Army vessel Monterrey left Woman's Bay, where it had been tied up at Lash Dock
for over a week. Army Reserve Major Annemarie Daneker says the 174-foot landing
craft left at about 3 p.m. Sunday, under tow, for Seward.
Daneker
says the ship is now under the supervision of the Naval Sea Systems Command,
and all but two of the Monterrey's crew has flown home. They were Army Reserve
soldiers who were participating in their annual training mission, and according
to Daneker, were at the end of their yearly deployment.

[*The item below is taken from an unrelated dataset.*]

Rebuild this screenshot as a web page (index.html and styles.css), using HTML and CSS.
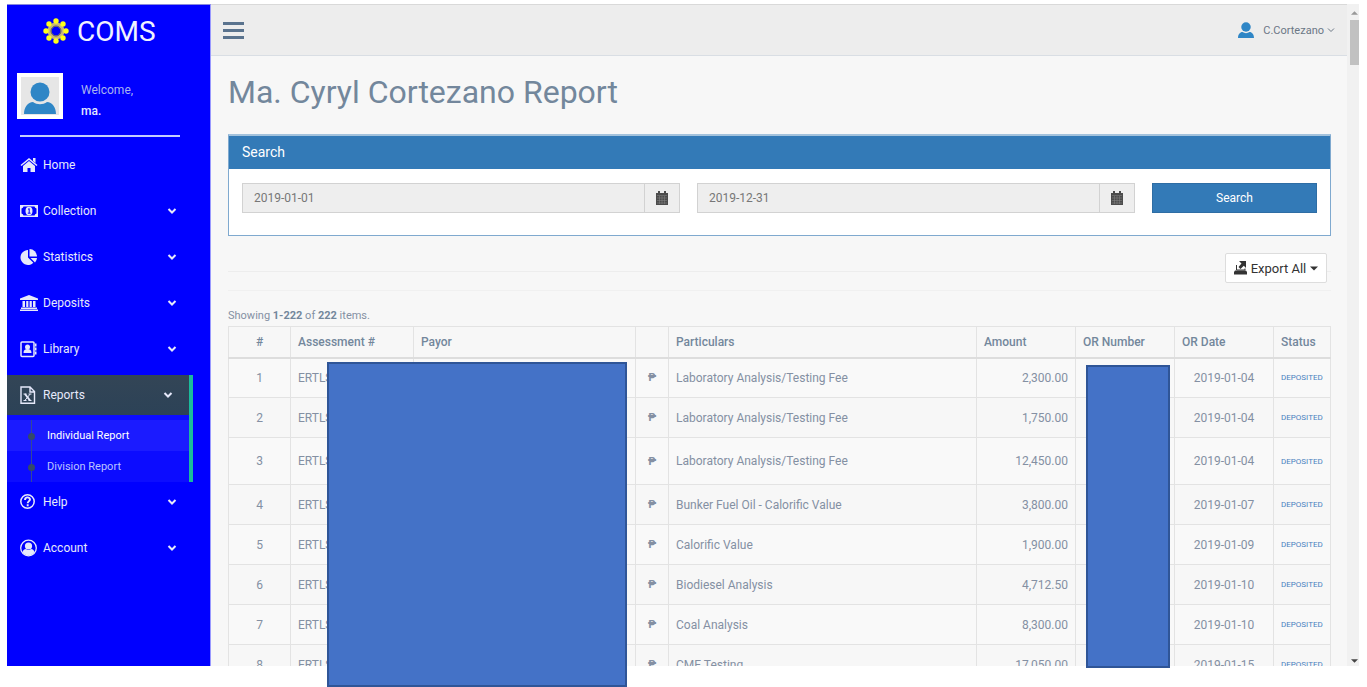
FILE: index.html
```html
<!DOCTYPE html>
<html lang="en">
<head>
    <meta charset="UTF-8">
    <meta name="viewport" content="width=device-width, initial-scale=1.0">
    <title>COMS - Individual Report</title>
    <link rel="stylesheet" href="styles.css">
</head>
<body>

<!-- shared icons -->
<svg class="sprite" aria-hidden="true">
    <symbol id="chevron" viewBox="0 0 10 10"><path d="M1.5 3 5 6.5 8.500 3" fill="none" stroke="currentColor" stroke-width="2"/></symbol>
    <symbol id="user" viewBox="0 0 32 32"><circle cx="16" cy="10" r="9.500"/><path d="M0 32c0-7 4-12 9-12 4 3 10 3 14 0 5 0 9 5 9 12z"/></symbol>
    <symbol id="calendar" viewBox="0 0 12 14"><path d="M0 2h12v12H0z"/><path d="M2 0h2v3H2zM8 0h2v3H8z"/><path d="M1 4.500h10M1 7h10M1 9.500h10M1 12h10M3.500 5v8M6 5v8M8.500 5v8" stroke="#888" stroke-width=".5"/></symbol>
</svg>

<div class="window">
    <div class="app">
        <aside class="sidebar">
            <a class="brand" href="#">
                <svg width="26" height="26" viewBox="0 0 26 26">
                    <circle cx="13" cy="13" r="6.500" fill="none" stroke="#c9b878" stroke-width="4"/>
                    <circle cx="13" cy="13" r="5" fill="none" stroke="#5a5a66" stroke-width="1"/>
                    <g fill="#ffff1a">
                        <circle cx="13" cy="3" r="2.700"/><circle cx="20" cy="6" r="2.700"/><circle cx="23" cy="13" r="2.700"/><circle cx="20" cy="20" r="2.700"/>
                        <circle cx="13" cy="23" r="2.700"/><circle cx="6" cy="20" r="2.700"/><circle cx="3" cy="13" r="2.700"/><circle cx="6" cy="6" r="2.700"/>
                    </g>
                </svg>
                <span>COMS</span>
            </a>

            <div class="profile">
                <div class="avatar"><svg><use href="#user"/></svg></div>
                <div class="profile-info">
                    <span>Welcome,</span>
                    <strong>ma.</strong>
                </div>
            </div>

            <nav class="menu">
                <a href="#">
                    <svg class="icon" viewBox="0 0 18 18"><path d="M9 5 3 10v6h4.500v-4h3v4H15v-6z"/><path d="M1 9.500 9 3l8 6.500" fill="none" stroke="currentColor" stroke-width="1.500"/><path d="M13 2h2.500v5L13 5z"/></svg>
                    Home
                </a>
                <a href="#">
                    <svg class="icon" viewBox="0 0 18 18"><path fill-rule="evenodd" d="M0 3h18v12H0zM3.500 4.500a2.500 2.500 0 0 1-2 2v5a2.500 2.500 0 0 1 2 2h11a2.500 2.500 0 0 1 2-2v-5a2.500 2.500 0 0 1-2-2z"/><ellipse cx="9" cy="9" rx="3.500" ry="4.200"/><path d="M8 7.500 9.200 6.500v4.500M7.800 11.200h2.800" fill="none" stroke="#00f" stroke-width="1"/></svg>
                    Collection
                    <svg class="chevron"><use href="#chevron"/></svg>
                </a>
                <a href="#">
                    <svg class="icon" viewBox="0 0 18 18"><path d="M8 2v7.500l5.300 5.300A7.500 7.500 0 1 1 8 2z"/><path d="M9.500 1A7.500 7.500 0 0 1 17 8.500H9.500z"/><path d="M10.500 10H17a7 7 0 0 1-2 4.500z"/></svg>
                    Statistics
                    <svg class="chevron"><use href="#chevron"/></svg>
                </a>
                <a href="#">
                    <svg class="icon" viewBox="0 0 18 18"><path d="M9 1 18 4.500V6H0V4.500zM2.500 7H5v6H2.500zM6.200 7h2.200v6H6.200zM9.600 7h2.200v6H9.600zM13 7h2.500v6H13zM1 13.500h16V15H1zM0 15.500h18V17H0z"/></svg>
                    Deposits
                    <svg class="chevron"><use href="#chevron"/></svg>
                </a>
                <a href="#">
                    <svg class="icon" viewBox="0 0 18 18"><rect x="1" y="2" width="13" height="14.500" rx="1" fill="none" stroke="currentColor" stroke-width="1.500"/><circle cx="7.500" cy="7" r="2.500"/><path d="M3.500 13c0-3 1.500-4 4-4s4 1 4 4zM15 3.500h1.500v3H15zM15 7.500h1.500v3H15zM15 11.500h1.500v3H15z"/></svg>
                    Library
                    <svg class="chevron"><use href="#chevron"/></svg>
                </a>
                <div class="open">
                    <a class="active" href="#">
                        <svg class="icon" viewBox="0 0 18 18"><path d="M1 1h9l4.500 4.500v11.700H1zM10 1v5h4.500" fill="none" stroke="currentColor" stroke-width="1.400"/><path d="M5 8l5 6.500" fill="none" stroke="currentColor" stroke-width="2"/><path d="M10.200 8 4.800 14.500M3.500 8h3M8.500 8h3M3.500 14.500h3M8.500 14.500h3" fill="none" stroke="currentColor" stroke-width="1"/></svg>
                        Reports
                        <svg class="chevron"><use href="#chevron"/></svg>
                    </a>
                    <ul class="submenu">
                        <li class="current"><a href="#">Individual Report</a></li>
                        <li><a href="#">Division Report</a></li>
                    </ul>
                </div>
                <a href="#">
                    <svg class="icon" viewBox="0 0 18 18"><circle cx="7.500" cy="8.500" r="6.700" fill="none" stroke="currentColor" stroke-width="1.500"/><path d="M5 7c0-3.500 5-3.300 5-.5 0 1.500-2.300 1.800-2.300 3.700M7.700 11.200v2" fill="none" stroke="currentColor" stroke-width="1.900"/></svg>
                    Help
                    <svg class="chevron"><use href="#chevron"/></svg>
                </a>
                <a href="#">
                    <svg class="icon" viewBox="0 0 18 18"><circle cx="8.500" cy="9" r="7.800" fill="none" stroke="currentColor" stroke-width="1.300"/><circle cx="8.500" cy="7" r="3.600"/><path d="M2.500 13c.5-2 2-3 3.500-3 1.500 1.300 3.500 1.300 5 0 1.500 0 3 1 3.500 3a7 7 0 0 1-12 0z"/></svg>
                    Account
                    <svg class="chevron"><use href="#chevron"/></svg>
                </a>
            </nav>
        </aside>

        <main class="content">
            <header class="topbar">
                <button class="toggle" type="button" aria-label="Toggle menu"><i></i><i></i><i></i></button>
                <a class="account" href="#">
                    <svg class="account-pic"><use href="#user"/></svg>
                    C.Cortezano
                    <svg class="caret-thin" viewBox="0 0 8 8"><path d="M1 2.500 4 5.500 7 2.500" fill="none" stroke="currentColor"/></svg>
                </a>
            </header>

            <div class="page">
                <h1>Ma. Cyryl Cortezano Report</h1>

                <section class="panel">
                    <h2>Search</h2>
                    <form class="search-form">
                        <div class="date-group">
                            <input type="text" value="2019-01-01" aria-label="Start date" readonly>
                            <button type="button" aria-label="Pick start date"><svg width="12" height="14"><use href="#calendar"/></svg></button>
                        </div>
                        <div class="date-group">
                            <input type="text" value="2019-12-31" aria-label="End date" readonly>
                            <button type="button" aria-label="Pick end date"><svg width="12" height="14"><use href="#calendar"/></svg></button>
                        </div>
                        <button class="btn-search" type="button">Search</button>
                    </form>
                </section>

                <div class="toolbar">
                    <button class="btn-export" type="button">
                        <svg width="13" height="14" viewBox="0 0 13 14"><path d="M5 0h7v7L9.800 4.800 6.500 8 4.500 6 7.500 2.500z"/><path d="M2.500 4v5H11V7.500" fill="none" stroke="currentColor"/><path d="M1 9.500h11l1 1.500v2.500H0V11z"/></svg>
                        Export All
                        <svg width="8" height="5" viewBox="0 0 8 5"><path d="M0 .5h8L4 4.500z"/></svg>
                    </button>
                </div>

                <p class="summary">Showing <b>1-222</b> of <b>222</b> items.</p>

                <table class="report">
                    <colgroup>
                        <col class="c-num"><col class="c-assess"><col class="c-payor"><col class="c-peso"><col>
                        <col class="c-mid"><col class="c-mid"><col class="c-mid"><col class="c-status">
                    </colgroup>
                    <thead>
                        <tr><th class="center">#</th><th>Assessment #</th><th>Payor</th><th></th><th>Particulars</th><th>Amount</th><th>OR Number</th><th>OR Date</th><th>Status</th></tr>
                    </thead>
                    <tbody>
                        <tr><td class="center">1</td><td>ERTLS</td><td></td><td class="peso">₱</td><td>Laboratory Analysis/Testing Fee</td><td class="amount">2,300.00</td><td></td><td class="center">2019-01-04</td><td class="status">DEPOSITED</td></tr>
                        <tr><td class="center">2</td><td>ERTLS</td><td></td><td class="peso">₱</td><td>Laboratory Analysis/Testing Fee</td><td class="amount">1,750.00</td><td></td><td class="center">2019-01-04</td><td class="status">DEPOSITED</td></tr>
                        <tr class="tall"><td class="center">3</td><td>ERTLS</td><td></td><td class="peso">₱</td><td>Laboratory Analysis/Testing Fee</td><td class="amount">12,450.00</td><td></td><td class="center">2019-01-04</td><td class="status">DEPOSITED</td></tr>
                        <tr><td class="center">4</td><td>ERTLS</td><td></td><td class="peso">₱</td><td>Bunker Fuel Oil - Calorific Value</td><td class="amount">3,800.00</td><td></td><td class="center">2019-01-07</td><td class="status">DEPOSITED</td></tr>
                        <tr><td class="center">5</td><td>ERTLS</td><td></td><td class="peso">₱</td><td>Calorific Value</td><td class="amount">1,900.00</td><td></td><td class="center">2019-01-09</td><td class="status">DEPOSITED</td></tr>
                        <tr><td class="center">6</td><td>ERTLS</td><td></td><td class="peso">₱</td><td>Biodiesel Analysis</td><td class="amount">4,712.50</td><td></td><td class="center">2019-01-10</td><td class="status">DEPOSITED</td></tr>
                        <tr><td class="center">7</td><td>ERTLS</td><td></td><td class="peso">₱</td><td>Coal Analysis</td><td class="amount">8,300.00</td><td></td><td class="center">2019-01-10</td><td class="status">DEPOSITED</td></tr>
                        <tr><td class="center">8</td><td>ERTLS</td><td></td><td class="peso">₱</td><td>CME Testing</td><td class="amount">17,050.00</td><td></td><td class="center">2019-01-15</td><td class="status">DEPOSITED</td></tr>
                    </tbody>
                </table>
            </div>
        </main>

        <div class="scrollbar">
            <svg viewBox="0 0 8 5"><path d="M0 5h8L4 1z" fill="#999"/></svg>
            <div class="thumb"></div>
            <svg viewBox="0 0 8 5"><path d="M0 0h8L4 4z" fill="#444"/></svg>
        </div>
    </div>

    <!-- covers for the private columns -->
    <div class="cover cover-payor"></div>
    <div class="cover cover-or"></div>
</div>

</body>
</html>
```
FILE: styles.css
```css
* {
    box-sizing: border-box;
}
body {
    margin: 0;
    padding: 4px 8px 0 7px;
    height: 100vh;
    overflow: hidden;
    background: #fff;
    font-family: Roboto, "Liberation Sans", sans-serif;
    font-size: 12px;
    color: #8490a3;
}
a {
    color: inherit;
    text-decoration: none;
}
svg {
    fill: currentColor;
    flex: none;
}
button, input {
    font: inherit;
}
.sprite {
    display: none;
}
.window {
    position: relative;
}
.app {
    display: flex;
    height: calc(100vh - 25px);
    overflow: hidden;
}

/* sidebar */
.sidebar {
    flex: 0 0 204px;
    background: #00f;
    border-right: 1px solid #99f;
    border-top: 1px solid #88d;
    color: #e6e9fb;
}
.brand {
    display: flex;
    align-items: center;
    gap: 8px;
    height: 52px;
    padding-left: 36px;
    font-size: 28px;
    color: #f0f2ff;
}
.profile {
    display: flex;
    gap: 18px;
    margin: 16px 24px 0 10px;
    height: 62px;
}
.avatar {
    width: 46px;
    height: 46px;
    padding: 5px 3px 0;
    background: #e6e6e6;
    border: 4px solid #fff;
    color: #2f86c6;
}
.avatar svg {
    display: block;
    width: 32px;
    height: 32px;
}
.profile-info {
    display: flex;
    flex-direction: column;
    gap: 6px;
    padding-top: 10px;
    line-height: 15px;
    color: #a9b4f0;
}
.profile-info strong {
    font-weight: 500;
    color: #e4e8ff;
}
.menu {
    width: 186px;
}
.menu::before {
    content: "";
    display: block;
    height: 2px;
    margin: 0 13px 8px;
    background: #c4ccff;
}
.menu > a, .active {
    display: flex;
    align-items: center;
    gap: 5px;
    height: 40px;
    margin-bottom: 6px;
    padding: 0 16px 0 13px;
}
.icon {
    width: 18px;
    height: 18px;
}
.chevron {
    width: 10px;
    height: 10px;
    margin-left: auto;
}
.open {
    border-right: 4px solid #1abb9c;
    background: #0c0cff;
}
.menu .active {
    margin: 0;
    background: linear-gradient(#334556, #2c4257);
}
.submenu {
    margin: 0;
    padding: 5px 0 0;
    list-style: none;
    font-size: 11px;
}
.submenu li {
    position: relative;
    height: 31px;
    padding-left: 40px;
    line-height: 31px;
    color: #bcc3ff;
}
.submenu .current {
    background: #1b1bff;
    color: #fff;
}
.submenu li::before {
    content: "";
    position: absolute;
    top: 0;
    bottom: 0;
    left: 24px;
    border-left: 1px solid #33489a;
}
.submenu li::after {
    content: "";
    position: absolute;
    top: 13px;
    left: 21px;
    width: 7px;
    height: 7px;
    border-radius: 50%;
    background: #34496a;
}

/* main column */
.content {
    flex: 1;
    min-width: 0;
    background: #f7f7f7;
}
.topbar {
    display: flex;
    justify-content: space-between;
    align-items: center;
    height: 52px;
    padding: 0 12px;
    background: #ededed;
    border-top: 1px solid #d9d9d9;
    border-bottom: 1px solid #d9dee4;
}
.toggle {
    display: flex;
    flex-direction: column;
    gap: 4px;
    width: 21px;
    padding: 0;
    border: 0;
    background: none;
}
.toggle i {
    width: 21px;
    height: 3px;
    background: #5a738e;
}
.account {
    display: flex;
    align-items: center;
    gap: 3px;
    font-size: 11px;
    color: #6b7785;
}
.account-pic {
    width: 16px;
    height: 16px;
    margin-right: 6px;
    color: #2f86c6;
}
.caret-thin {
    width: 8px;
    height: 8px;
}
.page {
    padding: 17px 16px 0 17px;
}
h1 {
    margin: 0;
    font-size: 32px;
    font-weight: 400;
    line-height: 38px;
    color: #73879c;
}
.panel {
    margin-top: 23px;
    border: 1px solid #7fa9cf;
    border-top: 2px solid #a3c2dc;
    background: #fff;
}
.panel h2 {
    margin: 0;
    padding: 0 13px;
    background: #337ab7;
    font-size: 14px;
    font-weight: 400;
    line-height: 33px;
    color: #fff;
}
.search-form {
    display: grid;
    grid-template-columns: repeat(12, 1fr);
    gap: 17px;
    padding: 14px 13px 22px;
}
.date-group {
    grid-column: span 5;
    display: flex;
    height: 30px;
}
.date-group input {
    flex: 1;
    min-width: 0;
    padding: 0 11px;
    border: 1px solid #d2d2d2;
    background: #eee;
    color: #777;
}
.date-group button {
    display: flex;
    align-items: center;
    justify-content: center;
    width: 35px;
    border: 1px solid #d2d2d2;
    border-left: 0;
    background: #eee;
    color: #4c4c4c;
}
.btn-search {
    grid-column: span 2;
    border: 1px solid #2e6da4;
    background: #337ab7;
    color: #fff;
}
.toolbar {
    display: flex;
    justify-content: flex-end;
    height: 38px;
    margin-top: 17px;
    padding-right: 4px;
    border-bottom: 1px solid #f0f0f0;
    background: linear-gradient(#ededed, #ededed) 0 18px / 100% 1px no-repeat;
}
.btn-export {
    display: flex;
    align-items: center;
    justify-content: center;
    gap: 4px;
    width: 102px;
    height: 30px;
    padding: 0;
    border: 1px solid #ddd;
    border-radius: 2px;
    background: #fff;
    font-size: 13px;
    color: #333;
}
.summary {
    margin: 17px 0 2px;
    font-size: 11px;
    line-height: 16px;
}
.summary b {
    font-weight: 700;
    color: #73879c;
}

/* report table */
.report {
    width: 100%;
    table-layout: fixed;
    border-collapse: collapse;
}
.c-num {
    width: 62px;
}
.c-assess {
    width: 123px;
}
.c-payor {
    width: 222px;
}
.c-peso {
    width: 33px;
}
.c-mid {
    width: 99px;
}
.c-status {
    width: 57px;
}
.report th, .report td {
    padding: 0 7px;
    border: 1px solid #e3e3e3;
    text-align: left;
    white-space: nowrap;
}
.report th {
    height: 31px;
    border-bottom: 2px solid #ddd;
    font-weight: 500;
    color: #73879c;
}
.report td {
    height: 40px;
}
.report .tall td {
    height: 47px;
}
.report tbody tr:nth-child(odd) {
    background: #f9f9f9;
}
.report .center, .report .peso {
    text-align: center;
}
.report .peso {
    font-size: 11px;
    font-weight: 700;
}
.report .amount {
    text-align: right;
}
.report .status {
    font-size: 8px;
    color: #4a82bf;
}

/* fake window scrollbar */
.scrollbar {
    display: flex;
    flex-direction: column;
    flex: 0 0 12px;
    align-items: center;
    padding: 6px 0 2px 3px;
    background: #f1f1f1;
}
.scrollbar svg {
    width: 7px;
    height: 5px;
}
.thumb {
    width: 9px;
    height: 45px;
    margin: 5px 0 auto;
    background: #c1c1c1;
}

.cover {
    position: absolute;
    background: #4472c7;
    border: 2px solid #2f5597;
}
.cover-payor {
    top: 358px;
    left: 320px;
    width: 300px;
    height: 325px;
}
.cover-or {
    top: 361px;
    right: 189px;
    width: 84px;
    height: 303px;
}
```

Two Active Guard and
Reserve soldiers from the ship will meet up with the Monterrey in Seward and
stay until the ship is ready to sail.
The stay in
Seward is expected to last 30- to 45-days, where repairs to the hull will be
made. After that, Daneker says, the plan is to move it to another dry dock for
its annual maintenance. That location has yet to be determined.
The
Monterrey's 350 tons of cargo - construction equipment destined to help
relocate the Western Alaska village of Newtok - will be loaded on the landing
craft "Malvern Hill" out of Tacoma, to be returned to the Lower 48. The Malvern
Hill is due in Kodiak on or about July 10th.
The
Associated Press reports that construction of buildings at the new village site
of Mertarvik, scheduled for this summer, has been cancelled.
The
Monterrey hit Humpback Rock, a charted hazard off the City of Kodiak on June 8th
and was intentionally beached on Puffin Island. About 8,000- to 12,000-gallons
of diesel fuel spilled from two ruptured tanks on the ship, but no damage to
the environment or harm to wildlife was reported.